**WHAT THE TASK ASKS**: Write out, word for word, every line from the first one through the line that holds "const caret = (w", and nothing else; skip the pictures.

* BEGIN GIVEN DATA *

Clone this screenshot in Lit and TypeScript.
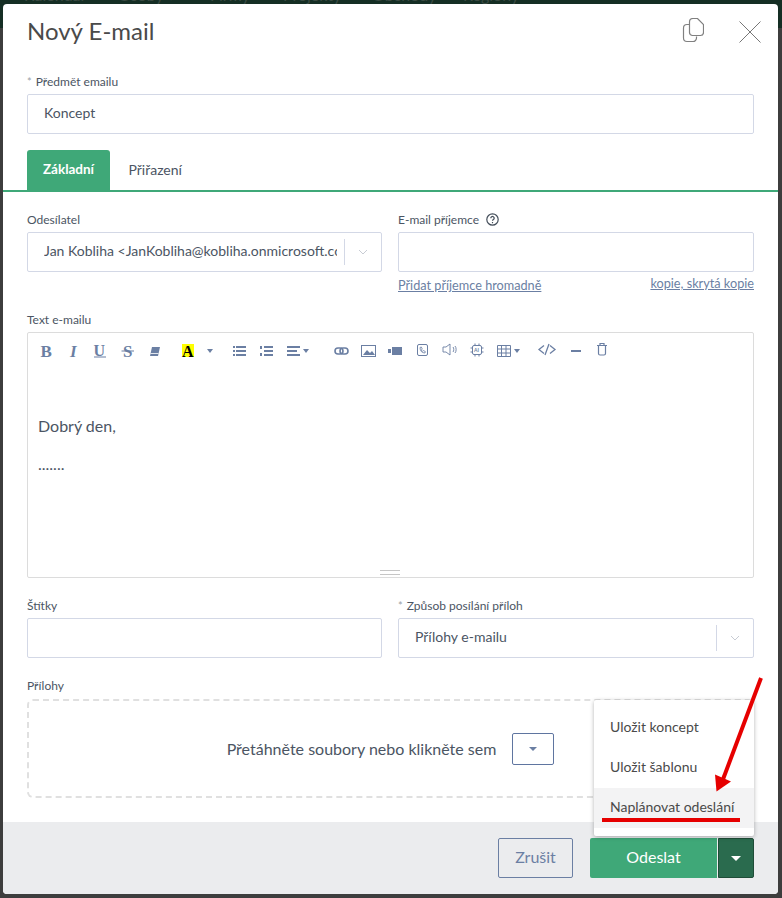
import { LitElement, html, css } from "lit";
import { customElement } from "lit/decorators.js";

const caret = (w = 8, h = 4) => html`<svg class="caret" width=${w} height=${h} viewBox="0 0 8 4"><path d="M0 0h8L4 4z" fill="currentColor"/></svg>`;

const NAV = [
  ["Kalendář", 24],
  ["Osoby ▾", 118],
  ["Firmy", 210],
  ["Projekty", 283],
  ["Obchody", 372],
  ["Regiony", 463],
] as const;

@customElement("app-root")
export class AppRoot extends LitElement {
  static styles = css`
    :host { display: block; width: 782px; height: 898px; overflow: hidden; position: relative; background: #3d3d3d; font-family: Lato, "Open Sans", sans-serif; color: #454f5b; }
    * { box-sizing: border-box; }
    .topbar { position: absolute; inset: 0 0 auto 0; height: 28px; background: #152e24; overflow: hidden; }
    .topbar span { position: absolute; top: -13px; font-size: 16px; line-height: 16px; color: #3a4a42; white-space: nowrap; }
    .wrap { position: absolute; inset: 4px 4px 4px 3px; }
    .modal { width: 775px; height: 890px; background: #fff; border-radius: 4px; overflow: hidden; display: flex; flex-direction: column; position: relative; }
    .head { height: 56px; padding: 12px 17px 0 24px; display: flex; justify-content: space-between; align-items: flex-start; }
    h1 { margin: 0; font-size: 24px; font-weight: 400; line-height: 30px; color: #4a4a4a; }
    .head-icons { display: flex; gap: 35px; margin-top: 2px; }
    .head-icons .x { margin-top: 3px; }
    .section { padding: 0 24px; }
    .label { display: block; font-size: 12px; line-height: 16px; height: 16px; color: #4b5563; white-space: nowrap; }
    .star { color: #9aa0a8; margin-right: 1px; font-size: 11px; }
    .input { height: 40px; border: 1px solid #d3d8e6; border-radius: 2px; background: #fff; font-size: 14px; display: flex; align-items: center; padding: 0 16px 3px; color: #4b5563; white-space: nowrap; overflow: hidden; }
    .subject { margin-top: 14px; }
    .subject .label { margin-bottom: 4px; }
    .tabs { margin-top: 16px; height: 42px; border-bottom: 2px solid #3fa878; display: flex; padding: 0 24px; }
    .tab { height: 40px; font-size: 14px; display: flex; align-items: center; padding: 0 18.5px 2px; border-radius: 3px 3px 0 0; color: #4b5563; }
    .tab.on { width: 83px; background: #3fa878; color: #fff; font-weight: 700; font-size: 13.5px; justify-content: center; padding: 0 0 2px; }
    .row { display: grid; grid-template-columns: 355px 356px; column-gap: 16px; }
    .row .label { margin-bottom: 4px; }
    .r1 { margin-top: 20px; }
    .select { padding: 0 0 0 16px; }
    .select .val { flex: 1; min-width: 0; overflow: hidden; white-space: nowrap; margin-right: 7px; padding-bottom: 3px; }
    .select .side { width: 37px; height: 26px; flex: none; border-left: 1px solid #d3d8e6; display: flex; align-items: center; justify-content: center; }
    .help { display: inline-flex; vertical-align: -2px; margin-left: 7px; }
    .links { display: flex; justify-content: space-between; font-size: 12.7px; line-height: 16px; color: #6b7fa3; margin-top: 5px; }
    .links span { text-decoration: underline; }
    .links .b { margin-top: -2px; }
    .editor-label { margin-top: 19px; margin-bottom: 4px; }
    .editor { height: 246px; border: 1px solid #dcdcdc; border-radius: 2px; position: relative; display: flex; flex-direction: column; }
    .toolbar { height: 30px; flex: none; display: block; }
    .body { padding: 0 10px; font-size: 16px; line-height: 20px; color: #4b5563; }
    .body p { margin: 0 0 18px; }
    .body p:first-child { margin-top: 53px; }
    .grip { position: absolute; left: 352px; bottom: 2px; width: 20px; height: 5px; border-top: 1px solid #c6c6c6; border-bottom: 1px solid #c6c6c6; }
    .r2 { margin-top: 20px; }
    .drop-label { margin-top: 20px; margin-bottom: 5px; }
    .drop { height: 99px; border: 2px dashed #e0e0e0; border-radius: 6px; display: flex; align-items: center; justify-content: center; gap: 16px; font-size: 16px; color: #4b5563; }
    .drop-btn { width: 42px; height: 32px; border: 1px solid #5f75a0; border-radius: 2px; display: flex; align-items: center; justify-content: center; color: #6b7fa3; }
    .footer { position: absolute; left: 0; right: 0; bottom: 0; height: 72px; background: #ebecee; display: flex; justify-content: flex-end; align-items: center; padding: 0 24px 0 0; }
    .btn { height: 40px; border-radius: 2px; display: flex; align-items: center; justify-content: center; font-size: 16px; padding-bottom: 3px; }
    .cancel { width: 75px; border: 1px solid #6b7fa3; color: #6b7fa3; margin-right: 17px; }
    .send { width: 127px; background: #3fa878; color: #fff; border-radius: 2px 0 0 2px; }
    .more { width: 36px; margin-left: 1px; background: #2a6b4e; border: 1px solid #1f4d38; color: #fff; border-radius: 0 2px 2px 0; padding-bottom: 0; }
    .menu { position: absolute; left: 591px; top: 696px; width: 160px; height: 136px; background: #fff; border-radius: 2px; box-shadow: 0 1px 4px rgba(0,0,0,.3); padding: 8px 0; font-size: 14px; color: #4a4a4a; }
    .menu div { height: 40px; display: flex; align-items: center; padding: 0 16px 4px; white-space: nowrap; }
    .menu .hover { background: #f3f3f4; }
    .mark { position: absolute; left: 0; top: 0; pointer-events: none; }
  `;

  render() {
    const c = "#6b7fa3";
    return html`
      <div class="topbar">${NAV.map(([t, x]) => html`<span style="left:${x}px">${t}</span>`)}</div>
      <div class="wrap">
        <div class="modal">
          <div class="head">
            <h1>Nový E-mail</h1>
            <div class="head-icons">
              <svg width="22" height="25" viewBox="0 0 22 25" fill="none" stroke="#808080" stroke-width="1.200"><path d="M7.500 6.500H5a3.500 3.500 0 0 0-3.500 3.500v10a3.500 3.500 0 0 0 3.500 3.500h6a3.500 3.500 0 0 0 3.500-3.500v-1.500"/><path d="M7.500 4a3.500 3.500 0 0 1 3.500-3.500h4.500l6 6v8a3 3 0 0 1-3 3h-8a3 3 0 0 1-3-3z"/></svg>
              <svg class="x" width="22" height="22" viewBox="0 0 22 22" stroke="#777" stroke-width="1"><path d="M.5.5l21 21M21.500.5l-21 21"/></svg>
            </div>
          </div>
          <div class="section subject">
            <span class="label"><span class="star">*</span> Předmět emailu</span>
            <div class="input">Koncept</div>
          </div>
          <div class="tabs"><div class="tab on">Základní</div><div class="tab">Přiřazení</div></div>
          <div class="section">
            <div class="row r1">
              <div>
                <span class="label">Odesílatel</span>
                <div class="input select"><span class="val">Jan Kobliha &lt;JanKobliha@kobliha.onmicrosoft.com&gt;</span><span class="side"><svg width="10" height="6" viewBox="0 0 10 6" fill="none" stroke="#c8ccd4"><path d="M1 1l4 4 4-4"/></svg></span></div>
              </div>
              <div>
                <span class="label">E-mail příjemce<span class="help"><svg width="13" height="13" viewBox="0 0 13 13" fill="none" stroke="#454f5b" stroke-width="1.200"><circle cx="6.500" cy="6.500" r="5.700"/><path d="M4.800 5.200a1.700 1.700 0 1 1 2.600 1.400c-.6.400-.9.700-.9 1.200"/><path d="M6.500 9v1.200"/></svg></span></span>
                <div class="input"></div>
                <div class="links"><span>Přidat příjemce hromadně</span><span class="b">kopie, skrytá kopie</span></div>
              </div>
            </div>
            <span class="label editor-label">Text e-mailu</span>
            <div class="editor">
              <svg class="toolbar" width="725" height="30" viewBox="0 0 725 30">
                <g font-family="Liberation Serif, serif" font-size="17" font-weight="700" fill="${c}">
                  <text x="12.500" y="24">B</text>
                  <text x="42" y="24" font-style="italic">I</text>
                  <text x="65.500" y="23" font-size="16">U</text>
                  <text x="95" y="24">S</text>
                </g>
                <path d="M66 24h12M93.500 18h12.500" stroke="${c}" stroke-width="1.200"/>
                <path d="M122 23l2-9h8l-2 9z" fill="${c}"/><path d="M122.500 20.500h8" stroke="#fff" stroke-width=".8"/>
                <rect x="154" y="11" width="12" height="13" fill="#ff0"/>
                <text x="154" y="23.500" font-family="Liberation Serif, serif" font-size="16" font-weight="700" fill="#000">A</text>
                <path d="M179 16h6l-3 4z" fill="${c}"/>
                <path d="M205 13h2v2h-2zM205 17h2v2h-2zM205 21h2v2h-2zM208 13h10v2h-10zM208 17h10v2h-10zM208 21h10v2h-10z" fill="${c}"/>
                <path d="M236 13h9v2h-9zM236 17h9v2h-9zM236 21h9v2h-9zM232 13h2v3h-2zM232 20h2v3h-2z" fill="${c}"/>
                <path d="M259 13h13v2h-13zM259 17h10v2h-10zM259 21h13v2h-13zM275 16h6l-3 4z" fill="${c}"/>
                <g fill="none" stroke="${c}" stroke-width="1.600"><rect x="307" y="15" width="8" height="6" rx="3"/><rect x="312" y="15" width="8" height="6" rx="3"/></g>
                <rect x="333.500" y="12.500" width="14" height="11" fill="none" stroke="${c}"/><path d="M335 22l4-5 3 3 2-2 3 4z" fill="${c}"/>
                <path d="M360 16h3v4h-3zM364 14h10v8h-10z" fill="${c}"/>
                <rect x="389.500" y="11.500" width="10" height="11" rx="1.500" fill="none" stroke="${c}"/><path d="M392 14.500c0 3.500 2 5.500 5 5.500l.3-1.500-2-1-1 1-1-1.500 1-1-1-2z" fill="none" stroke="${c}" stroke-width=".8"/>
                <path d="M415 14h3l4-3v11l-4-3h-3zM425 14c1 1 1 4 0 5M427 13c1.500 1.500 1.500 5.500 0 7" fill="none" stroke="${c}" stroke-width=".9"/>
                <rect x="444.500" y="12.500" width="9" height="9" rx="1.500" fill="none" stroke="${c}"/>
                <path d="M447 10.500v2M451 10.500v2M447 21.500v2M451 21.500v2M442.500 15h2M442.500 19h2M453.500 15h2M453.500 19h2" stroke="${c}"/>
                <text x="446" y="19" font-family="Lato" font-size="5" font-weight="700" fill="${c}">AI</text>
                <path d="M469.500 12.500h13v11h-13zM469.500 16h13M469.500 20h13M473.500 12.500v11M478 12.500v11" fill="none" stroke="${c}"/>
                <path d="M486 16h6l-3 4z" fill="${c}"/>
                <path d="M516 12.500l-5 4 5 4M522 12.500l5 4-5 4M521 11l-4 11" fill="none" stroke="${c}" stroke-width="1.300"/>
                <path d="M543 17h10v2h-10z" fill="${c}"/>
                <path d="M569 12.500h10M572 12.500V10.500h4v2M570.500 12.500v8a1.500 1.500 0 0 0 1.500 1.500h4a1.500 1.500 0 0 0 1.500-1.500v-8" fill="none" stroke="${c}" stroke-width="1.200"/>
              </svg>
              <div class="body"><p>Dobrý den,</p><p>.......</p></div>
              <div class="grip"></div>
            </div>
            <div class="row r2">
              <div><span class="label">Štítky</span><div class="input"></div></div>
              <div>
                <span class="label"><span class="star">*</span> Způsob posílání příloh</span>
                <div class="input select"><span class="val">Přílohy e-mailu</span><span class="side"><svg width="10" height="6" viewBox="0 0 10 6" fill="none" stroke="#c8ccd4"><path d="M1 1l4 4 4-4"/></svg></span></div>
              </div>
            </div>
            <span class="label drop-label">Přílohy</span>
            <div class="drop"><span>Přetáhněte soubory nebo klikněte sem</span><span class="drop-btn">${caret()}</span></div>
          </div>
          <div class="footer">
            <div class="btn cancel">Zrušit</div>
            <div class="btn send">Odeslat</div>
            <div class="btn more">${caret(10, 5)}</div>
          </div>
          <div class="menu">
            <div>Uložit koncept</div>
            <div>Uložit šablonu</div>
            <div class="hover">Naplánovat odeslání</div>
          </div>
        </div>
      </div>
      <svg class="mark" width="782" height="898" viewBox="0 0 782 898">
        <path d="M602 820h138" stroke="#e60000" stroke-width="4"/>
        <path d="M761 678L722 782" stroke="#e60000" stroke-width="4"/>
        <path d="M716.500 791.500l-1.500-17 16 7z" fill="#e60000"/>
      </svg>
    `;
  }
}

* END GIVEN DATA *

**ANSWER TO THE TASK**:
Clone this screenshot in Lit and TypeScript.
import { LitElement, html, css } from "lit";
import { customElement } from "lit/decorators.js";

const caret = (w = 8, h = 4) => html`<svg class="caret" width=${w} height=${h} viewBox="0 0 8 4"><path d="M0 0h8L4 4z" fill="currentColor"/></svg>`;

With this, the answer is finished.